Powers, Ron. _Mark Twain, A Life_. Free Press, 2005. 723 pages. Hardcover.
$35.00. ISBN 0-7432-4899-6.


Many books reviewed on the Forum are available at discounted prices from
the TwainWeb Bookstore, and purchases from this site generate commissions
that benefit the Mark Twain Project. Please visit
http://www.yorku.ca/twainweb

Reviewed for the Mark Twain Forum by:
Kevin Mac Donnell

Copyright (c) 2005 Mark Twain Forum. This review may not be published or
redistributed in any medium without permission.

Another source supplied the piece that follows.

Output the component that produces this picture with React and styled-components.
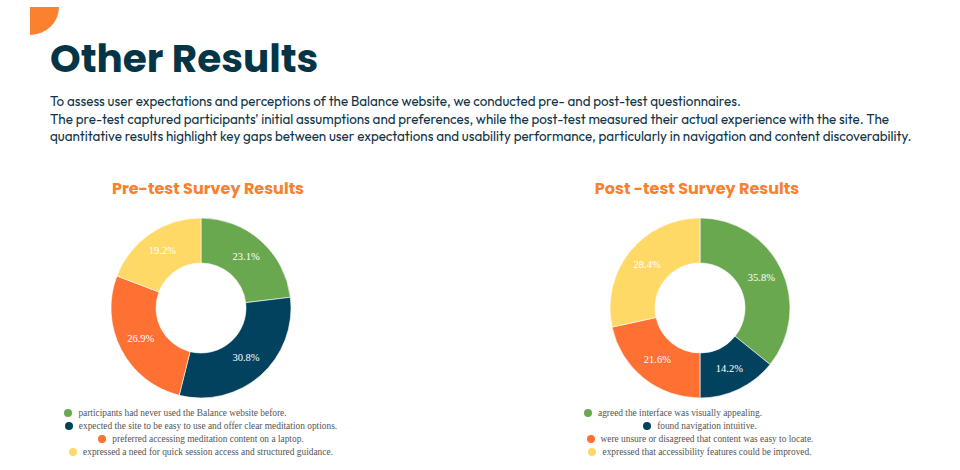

Mark Twain remains elusive prey. As Ron Powers points out in his excellent
new biography _Mark Twain, A life_, he continues to remain "hidden in plain
sight" (p. 6) defying anyone to capture him within the covers of a book.
The historical facts of Twain's life have been abundantly documented and
new information is constantly being uncovered, but enough of his life has
stayed in the shadows to inspire a broad range of speculative criticism and
biography. We have been given the kindly old funny man, the serious
philosopher, the social critic, the angry old drunk, the gay Twain, the
American prophet, the sexually repressed failed artist, the demanding
incompetent businessman, the split personality, the singular fellow, the
purveyor of unredeemed boyhood dreams, the western wildcat, the witty
bohemian, the jovial family man, the genial cigar-chomping bon-mot machine,
and the man with a personality flawed by whatever pathology appeals at the
moment. Counting both full-length treatments and shorter memoirs, his
biographers have included two of his three daughters, his "official"
biographer, countless friends and casual acquaintances, fellow authors, his
business agent, his secretary, his dentist, one of his maids, more than one
artist who drew his portrait, actors and actresses, an opera singer, adults
who grew up as children near Redding, editors famous and obscure, at least
one niece and one nephew and two distant cousins, perhaps one-third of the
population of Missouri, and of course, Twain himself. And did I mention the
burglar or the circus clown? From this motley bunch, Ron Powers falls into
the class of Missourians who have given us Twain biographies (if he falls
into any of the other categories, he's not talking).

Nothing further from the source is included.